Bem sabemos que esses parâmetros são permeáveis diuturnamente às asperezas da vida prática. Sabemos, por experiência própria e reiterada, que não é fácil. Qual a linha que separa a propaganda da informação? O que distingue a ênfase argumentativa da prosa agressiva? Não são critérios simples nem mecânicos. O que faz com que esses valores ganhem efetividade é o exercício diário da edição criteriosa, em permanente entendimento com os diversos interlocutores da nossa atividade. Mesmo assim, mesmo com todas as dificuldades, a USP tem sabido manter a excelência em sua comunicação. Temos segurança de que prosseguiremos na mesma ascendente.

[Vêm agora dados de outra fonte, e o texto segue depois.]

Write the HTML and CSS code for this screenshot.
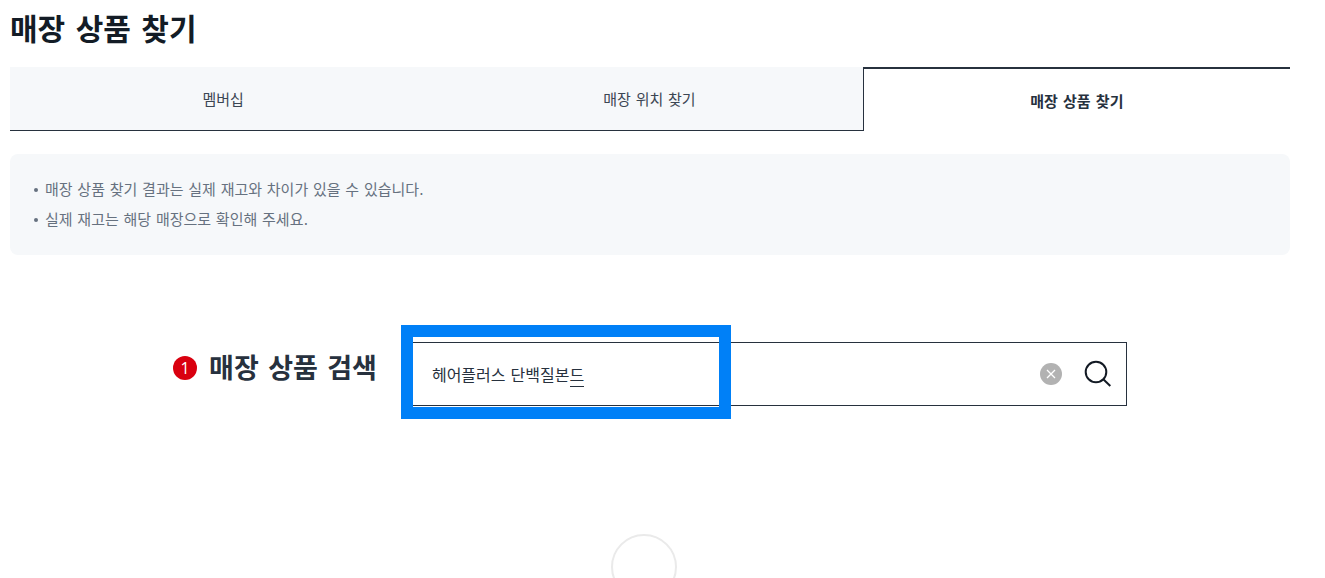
FILE: index.html
```html
<!DOCTYPE html>
<html lang="ko">

<head>
    <meta charset="UTF-8">
    <meta name="viewport" content="width=device-width, initial-scale=1.0">
    <title>매장 상품 찾기</title>

    <link rel="stylesheet" href="styles.css">
</head>

<body>

    <main class="container">
        <h1 class="page-title">매장 상품 찾기</h1>

        <nav class="tabs">
            <a href="#membership" class="tab">멤버십</a>
            <a href="#location" class="tab">매장 위치 찾기</a>
            <a href="#product" class="tab active" aria-current="page">매장 상품 찾기</a>
        </nav>

        <ul class="notice">
            <li>매장 상품 찾기 결과는 실제 재고와 차이가 있을 수 있습니다.</li>
            <li>실제 재고는 해당 매장으로 확인해 주세요.</li>
        </ul>

        <form class="search">
            <span class="step">1</span>
            <label for="keyword" class="search-label">매장 상품 검색</label>
            <div class="search-box">
                <input type="text" id="keyword" class="search-input" value="헤어플러스 단백질본드">
                <span class="composing"></span>
                <button type="reset" class="btn-clear" aria-label="지우기">
                    <svg width="22" height="22" viewBox="0 0 22 22">
                        <circle cx="11" cy="11" r="11" fill="#b2b2b2" />
                        <path d="M7 7l8 8M15 7l-8 8" stroke="#fff" stroke-width="1.3" fill="none" />
                    </svg>
                </button>
                <button type="submit" class="btn-search" aria-label="검색">
                    <svg width="28" height="28" viewBox="0 0 28 28" fill="none" stroke="#131a24" stroke-width="2">
                        <circle cx="12" cy="12" r="10.3" />
                        <path d="M19.3 19.3l7 6.7" />
                    </svg>
                </button>
                <span class="highlight"></span>
            </div>
        </form>

        <div class="result">
            <div class="circle"></div>
        </div>
    </main>

</body>

</html>
```
FILE: styles.css
```css
* {
    box-sizing: border-box;
}

body {
    margin: 0;
    font-family: "DejaVu Sans", "Noto Sans CJK KR", sans-serif;
    color: #27313e;
    background-color: #fff;
    overflow: hidden;
}

.container {
    padding: 8px 35px 0 10px;
}

.page-title {
    margin: 0 0 15px;
    font-size: 30px;
    line-height: 44px;
    color: #131c26;
}

.tabs {
    display: flex;
}

.tab {
    flex: 1;
    height: 64px;
    line-height: 66px;
    text-align: center;
    font-size: 15px;
    color: #3c4653;
    text-decoration: none;
    background-color: #f6f8fa;
    border-bottom: 1px solid #27313e;
}

.tab.active {
    font-weight: bold;
    color: #27313e;
    background-color: #fff;
    border-top: 2px solid #27313e;
    border-left: 1px solid #27313e;
    border-bottom: none;
}

.notice {
    list-style: none;
    margin: 23px 0 87px;
    padding: 21px 24px 20px;
    background-color: #f6f8fa;
    border-radius: 8px;
    font-size: 15px;
    line-height: 30px;
    color: #66717f;
}

.notice li {
    display: flex;
    align-items: center;
    gap: 7px;
}

.notice li::before {
    content: "";
    width: 4px;
    height: 4px;
    border-radius: 50%;
    background-color: #66717f;
}

.search {
    display: flex;
    align-items: center;
    justify-content: center;
}

.step {
    width: 24px;
    height: 24px;
    margin: 0 12px 12px 0;
    border-radius: 50%;
    background-color: #d9000f;
    color: #fff;
    font-family: "Open Sans", sans-serif;
    font-size: 16px;
    line-height: 24px;
    text-align: center;
}

.search-label {
    margin: 0 30px 10px 0;
    font-size: 27px;
    font-weight: bold;
    line-height: 40px;
}

.search-box {
    position: relative;
    display: flex;
    flex: 0 1 720px;
    align-items: center;
    height: 64px;
    padding: 0 14px 0 24px;
    border: 1px solid #27313e;
}

.search-input {
    flex: 1;
    min-width: 0;
    height: 60px;
    padding: 0;
    border: none;
    outline: none;
    background: none;
    font-family: inherit;
    font-size: 16px;
    color: #27313e;
}

/* underline of the syllable being typed */
.composing {
    position: absolute;
    left: 162px;
    top: 43px;
    width: 14px;
    height: 1px;
    background-color: #27313e;
}

.btn-clear,
.btn-search {
    display: flex;
    padding: 0;
    border: none;
    background: none;
    cursor: pointer;
}

.btn-clear {
    margin-right: 22px;
}

.highlight {
    position: absolute;
    left: -7px;
    top: -18px;
    width: 330px;
    height: 94px;
    border: 12px solid #0080f7;
    pointer-events: none;
}

.result {
    display: flex;
    justify-content: center;
    padding: 128px 12px 0 0;
}

.circle {
    width: 66px;
    height: 66px;
    border: 2px solid #eaeaea;
    border-radius: 50%;
}
```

A Universidade só existe em liberdade. No seu labor diário, tende a conquistar e a expandir os limites e a densidade da liberdade, de modo ininterrupto e crescente. A Universidade só vive à medida que questiona o mundo com abertura, desprendimento, inteligência e coragem. Ela só progride quando é capaz de se apoiar na sua própria reputação. Uma universidade que não tem uma reputação a zelar, que não cuida dela, não é nada. Devemos levar em conta, o tempo todo, que as palavras, as imagens e os áudios do Jornal da USP constroem a reputação da USP. Tenhamos em mente essa responsabilidade.

O Jornal da USP existe para ser o jornal do corpo docente da USP. Está aberto a isso. Precisa disso. A USP será tanto maior e melhor quanto mais a sua comunidade compreender que é a grande autora da sua comunicação.